Water and Climate Change

Published Jun 24, 2010

How global warming impacts water.

Water in its various forms is always on the move, in a complex process known as the water cycle. Global warming is already having a measurable effect on this cycle, altering the amount, distribution, timing, and quality of available water. Water users – from communities, to industries, to ecosystems – are in turn affected: their activities and functions depend, either directly or indirectly, on water. 

Change is underway

With climate change, the water cycle is expected to undergo significant change. For example, a warmer climate causes more water to evaporate from both land and oceans; in turn, a warmer atmosphere can hold more water – roughly four percent more water for every 1ºF rise in temperature. Changes like this are expected to lead to specific, and in many cases negative, consequences. Some parts of the U.S. – in particular, the Northeast and Midwest – can expect increased precipitation and runoff, especially in winter and spring, leading to increased flooding.  Other areas – notably the Southwest – can expect less precipitation, especially in the warm months, and longer, more severe droughts as storm tracks shift northward leaving arid areas increasingly dry.

Rain versus snow can make a critical difference

The form that precipitation takes is also subject to change in response to warming: climate projections for many regions of North America suggest less snow, overall, and more rain.  In areas dependent on the gradual melting of snowpack to supply surface water through the warm months, this means lower flows and greater water stress in summer – a trend already in evidence in parts of the western U.S.  While the effects of climate change on groundwater are not fully understood, rising water competition and stress at the surface are likely to drive greater use – and overuse – of this resource.

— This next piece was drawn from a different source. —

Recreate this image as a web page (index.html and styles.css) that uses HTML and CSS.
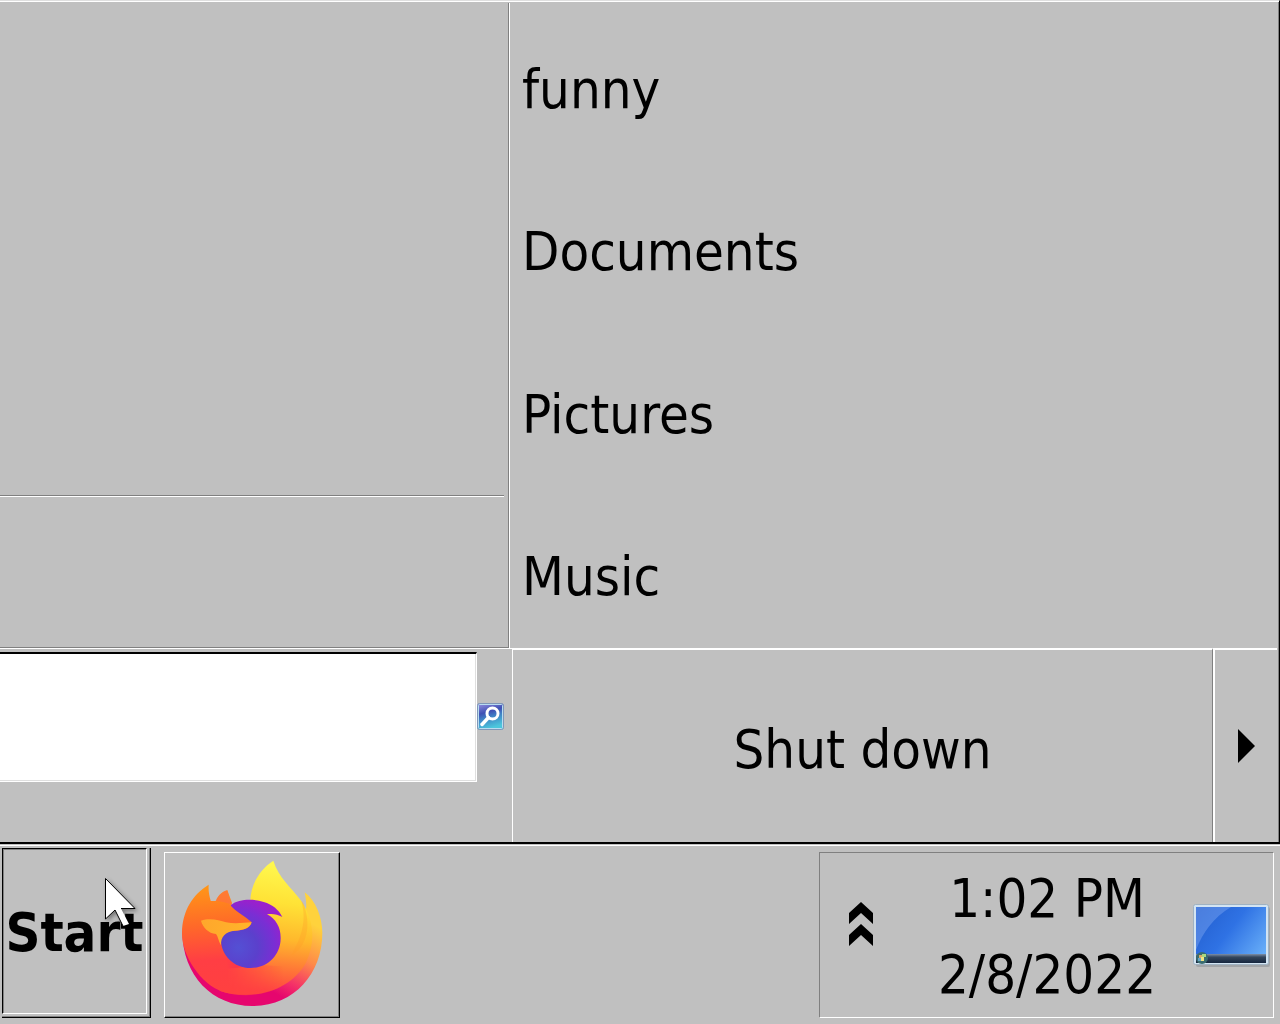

Overall, wet areas are expected to become wetter and dry areas drier, placing additional stress on the nation's over-taxed water systems as well as water-dependent sectors.

Water quality affects people and ecosystems

Declining water quality is another consequence of climate change. Water temperature, for example, will generally rise in streams, lakes, and reservoirs as air temperature rises. This tends to lead to lower levels of dissolved oxygen in water, hence more stress on the fish, insects, crustaceans and other aquatic animals that rely on oxygen. As more – and more intense – precipitation leads to increased runoff in certain regions, we can also expect more pollution to be washed into our waterways: sediments, nitrogen from agriculture, disease pathogens, pesticides, and herbicides.  Naturally, the pollution load in streams and rivers will tend to be carried to larger bodies of water downstream – lakes, estuaries, and the coastal ocean – where one of the more dramatic consequences of heavy runoff can be blooms of harmful algae and bacteria. 

The tide is rising 

One of the starkest effects of climate change is the anticipated rise in sea level worldwide. This occurs for two main reasons – the expansion of the ocean as it warms, and the increased melt from ice sheets, ice caps and glaciers. Along with alarming threats to coastal communities, infrastructure, economies and ecosystems, this rise has implications for available freshwater, as rising sea levels drive saltwater into freshwater aquifers. To be useful for drinking or irrigating, more water from our aquifers, then, would need to be treated, usually by energy-intensive processes. Given the wide range of human activities that depend – directly or indirectly – on water, future climate-driven changes in water resources will affect many aspects of our lives.